問い詰めるのではなく、事実関係を確かめる
誰かが被相続人の預金を無断で引き出した疑いがあったとしても、預金を引き出した人を犯人扱いして問い詰めては話がまとまらなくなってしまいます。まずは、事実関係を確認することが大切です。
事実関係を確認するためには、預金を引き出した人に事情を聞くほか、通帳などで預金の取引履歴も確認します。
悪意をもって預金を横領している場合、預金を引き出した人は通帳を隠そうとします。このようなときは、銀行に預金口座の取引履歴の開示を請求することができます。手続きは銀行によって異なりますが、相続人のうちの1人が請求したのであれば問題なく開示してもらえます。
預金の無断引き出しのような相続財産の横領は、被相続人の生前に行われる場合と、相続発生後(被相続人の死後)に行われる場合があり、背景にはさまざまな事情があります。
被相続人の生前から預金が引き出されていた場合
被相続人の生前から預金が引き出されていたケースでは、次のような事情が考えられます。
1)被相続人から預金の引き出しを頼まれていた
2)被相続人から贈与された
3)実は被相続人が預金を引き出していた
4)被相続人の財産を横領していた
これらのケースごとの対処方法をお伝えします。
1)被相続人から預金の引き出しを頼まれていた
預金を無断で引き出す人は被相続人と同居していた親族であることが多いのですが、被相続人の療養看護のために必要なお金を引き出していた場合もあります。

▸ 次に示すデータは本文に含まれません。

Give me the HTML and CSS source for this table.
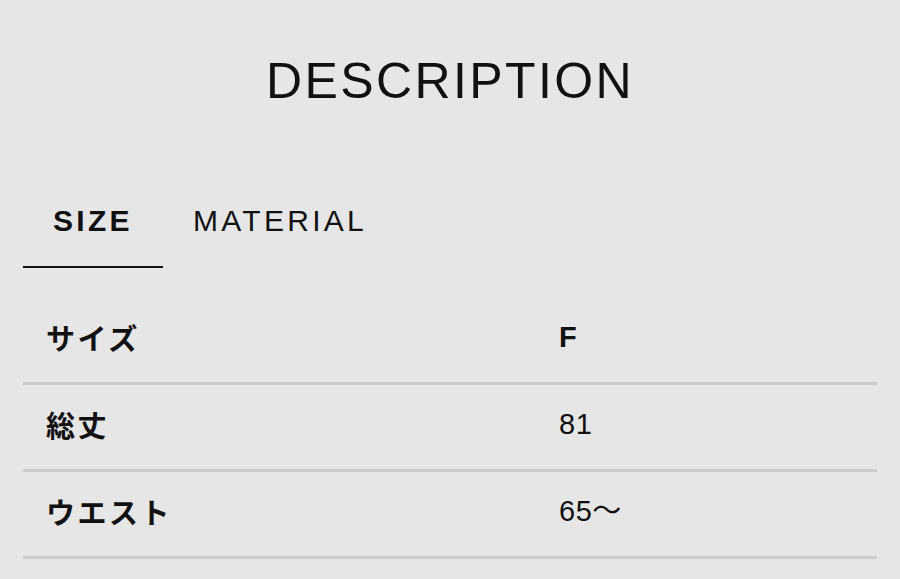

被相続人から預金の引き出しを頼まれていたのであれば、委任契約があったかどうかを確認します。ただ、家族の預金の引き出しに委任契約を結んだり委任状を書いたりすることはあまりないため、あわせて預金の使いみちも確認します。被相続人の生活費や療養費に比べて引き出した金額が多すぎると横領が疑われます。
2)被相続人から贈与された
被相続人から贈与されたのであれば、贈与契約書があったかどうかを確認します。生前に贈与されたことが確認できれば、贈与された預金を特別受益として相続財産に加えたうえで、相続人どうしで遺産分割協議を行います。
贈与契約は口約束でも成立しますが、被相続人が亡くなった後では口約束の契約は確認できません。贈与契約書がなければ、贈与があったかどうかの判断は難しくなります。
3)実は被相続人が預金を引き出していた
事実関係を確認すると、実は被相続人本人が預金を引き出していたということもあります。被相続人が自らの意思で預金を引き出していれば問題はありません。
4)被相続人の財産を横領していた
事実関係を確認して、預金を引き出した理由に正当性がなかった場合や、預金を引き出した人が横領を認めた場合は、弁護士に相談しましょう。
預金を引き出した人を相手に民事訴訟を起こして、横領された財産を取り戻すことになります。